## Exercise directions
Go through the entries one line at a time, and gather every line that has the word "styles".

## Task inputs
^^^^^^^^^^^^^^^^

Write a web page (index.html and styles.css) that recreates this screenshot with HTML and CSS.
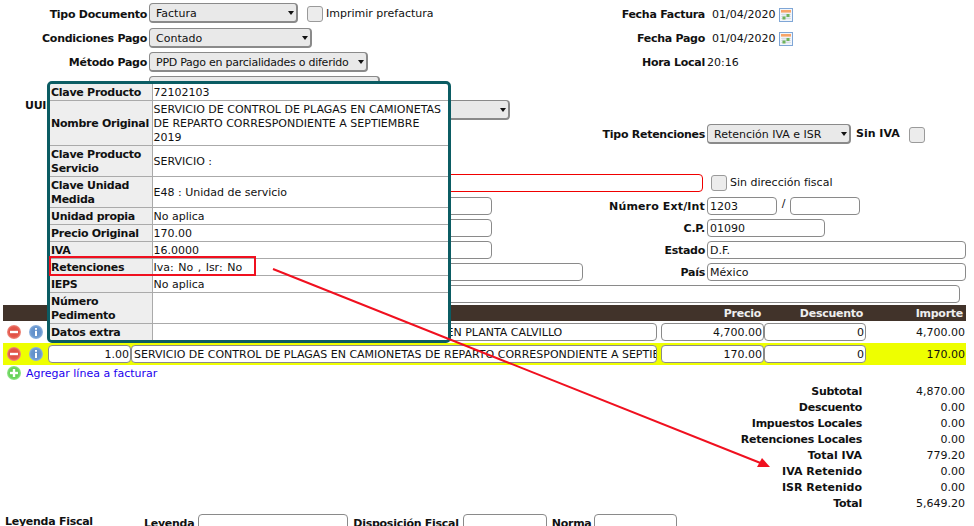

^^^^^^^^^^^^^^^^

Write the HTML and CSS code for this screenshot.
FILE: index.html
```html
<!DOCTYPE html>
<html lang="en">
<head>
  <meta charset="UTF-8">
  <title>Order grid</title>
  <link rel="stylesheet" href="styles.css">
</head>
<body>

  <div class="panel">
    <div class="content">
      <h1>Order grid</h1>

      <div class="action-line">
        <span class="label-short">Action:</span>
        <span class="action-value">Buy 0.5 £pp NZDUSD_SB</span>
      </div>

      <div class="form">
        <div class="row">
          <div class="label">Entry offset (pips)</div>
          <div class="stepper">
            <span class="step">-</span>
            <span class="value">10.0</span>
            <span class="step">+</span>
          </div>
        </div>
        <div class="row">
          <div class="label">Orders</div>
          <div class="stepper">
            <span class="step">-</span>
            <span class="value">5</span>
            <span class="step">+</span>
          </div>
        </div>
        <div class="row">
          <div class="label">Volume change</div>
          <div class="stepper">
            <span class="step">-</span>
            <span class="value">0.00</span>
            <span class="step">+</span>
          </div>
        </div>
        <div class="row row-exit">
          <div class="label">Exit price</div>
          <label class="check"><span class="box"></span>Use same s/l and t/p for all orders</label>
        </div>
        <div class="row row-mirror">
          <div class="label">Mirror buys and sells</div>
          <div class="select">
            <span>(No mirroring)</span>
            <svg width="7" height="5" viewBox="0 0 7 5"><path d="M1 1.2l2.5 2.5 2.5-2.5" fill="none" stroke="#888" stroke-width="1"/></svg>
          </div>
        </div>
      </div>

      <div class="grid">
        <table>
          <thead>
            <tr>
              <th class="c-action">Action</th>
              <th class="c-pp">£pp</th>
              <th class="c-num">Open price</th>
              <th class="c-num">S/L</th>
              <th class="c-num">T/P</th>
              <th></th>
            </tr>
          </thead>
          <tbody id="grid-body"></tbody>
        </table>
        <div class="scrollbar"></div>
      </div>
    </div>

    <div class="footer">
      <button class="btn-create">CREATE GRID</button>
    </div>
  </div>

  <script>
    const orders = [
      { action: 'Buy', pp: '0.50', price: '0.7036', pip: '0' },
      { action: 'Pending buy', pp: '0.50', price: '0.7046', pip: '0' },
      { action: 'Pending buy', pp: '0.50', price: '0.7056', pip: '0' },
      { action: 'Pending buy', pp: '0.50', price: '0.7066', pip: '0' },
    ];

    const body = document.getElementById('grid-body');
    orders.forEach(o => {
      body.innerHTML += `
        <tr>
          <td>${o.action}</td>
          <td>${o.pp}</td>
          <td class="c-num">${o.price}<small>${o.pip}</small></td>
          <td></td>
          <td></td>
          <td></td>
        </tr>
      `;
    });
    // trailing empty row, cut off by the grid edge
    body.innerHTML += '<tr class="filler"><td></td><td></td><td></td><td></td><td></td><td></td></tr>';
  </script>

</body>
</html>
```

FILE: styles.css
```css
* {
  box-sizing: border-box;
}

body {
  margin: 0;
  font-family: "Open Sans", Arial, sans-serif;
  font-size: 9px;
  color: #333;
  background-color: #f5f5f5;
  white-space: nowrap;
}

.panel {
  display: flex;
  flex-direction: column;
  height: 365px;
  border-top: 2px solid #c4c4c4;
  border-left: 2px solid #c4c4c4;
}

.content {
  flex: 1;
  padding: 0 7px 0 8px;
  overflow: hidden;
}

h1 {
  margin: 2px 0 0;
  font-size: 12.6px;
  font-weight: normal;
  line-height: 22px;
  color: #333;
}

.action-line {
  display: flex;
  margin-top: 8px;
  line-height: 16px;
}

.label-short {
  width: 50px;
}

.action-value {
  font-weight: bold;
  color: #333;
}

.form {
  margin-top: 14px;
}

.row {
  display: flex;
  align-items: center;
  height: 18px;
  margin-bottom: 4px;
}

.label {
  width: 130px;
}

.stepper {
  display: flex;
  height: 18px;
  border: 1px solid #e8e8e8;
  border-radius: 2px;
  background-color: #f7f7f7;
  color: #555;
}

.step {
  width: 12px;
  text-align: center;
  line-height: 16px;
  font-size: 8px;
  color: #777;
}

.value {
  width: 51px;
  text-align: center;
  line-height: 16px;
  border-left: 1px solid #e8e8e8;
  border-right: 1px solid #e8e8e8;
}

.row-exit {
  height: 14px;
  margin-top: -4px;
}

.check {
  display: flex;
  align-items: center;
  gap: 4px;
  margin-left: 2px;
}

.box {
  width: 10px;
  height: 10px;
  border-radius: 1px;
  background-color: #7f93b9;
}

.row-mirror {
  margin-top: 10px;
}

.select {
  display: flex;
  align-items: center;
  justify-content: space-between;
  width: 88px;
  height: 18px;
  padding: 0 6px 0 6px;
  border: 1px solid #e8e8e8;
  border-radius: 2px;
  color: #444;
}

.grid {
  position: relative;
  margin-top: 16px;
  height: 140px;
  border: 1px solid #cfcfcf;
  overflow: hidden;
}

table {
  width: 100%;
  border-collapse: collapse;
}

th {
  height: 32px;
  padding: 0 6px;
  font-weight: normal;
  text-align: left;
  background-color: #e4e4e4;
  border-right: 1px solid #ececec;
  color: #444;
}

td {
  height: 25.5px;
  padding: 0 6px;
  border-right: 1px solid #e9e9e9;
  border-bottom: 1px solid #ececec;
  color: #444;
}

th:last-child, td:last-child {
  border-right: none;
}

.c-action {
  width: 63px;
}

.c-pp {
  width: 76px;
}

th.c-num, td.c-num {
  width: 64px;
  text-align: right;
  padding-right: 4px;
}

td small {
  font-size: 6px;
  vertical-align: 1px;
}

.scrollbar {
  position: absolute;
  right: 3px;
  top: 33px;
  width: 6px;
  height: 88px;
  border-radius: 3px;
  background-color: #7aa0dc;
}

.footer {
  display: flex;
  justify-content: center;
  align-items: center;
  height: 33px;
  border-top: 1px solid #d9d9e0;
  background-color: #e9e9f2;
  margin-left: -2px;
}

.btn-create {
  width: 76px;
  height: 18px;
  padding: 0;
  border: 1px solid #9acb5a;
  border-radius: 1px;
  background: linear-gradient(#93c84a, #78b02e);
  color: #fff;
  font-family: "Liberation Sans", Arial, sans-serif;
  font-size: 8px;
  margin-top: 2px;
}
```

^^^^^^^^^^^^^^^^

## Solution to the exercise
Write a web page (index.html and styles.css) that recreates this screenshot with HTML and CSS.
  <link rel="stylesheet" href="styles.css">
FILE: styles.css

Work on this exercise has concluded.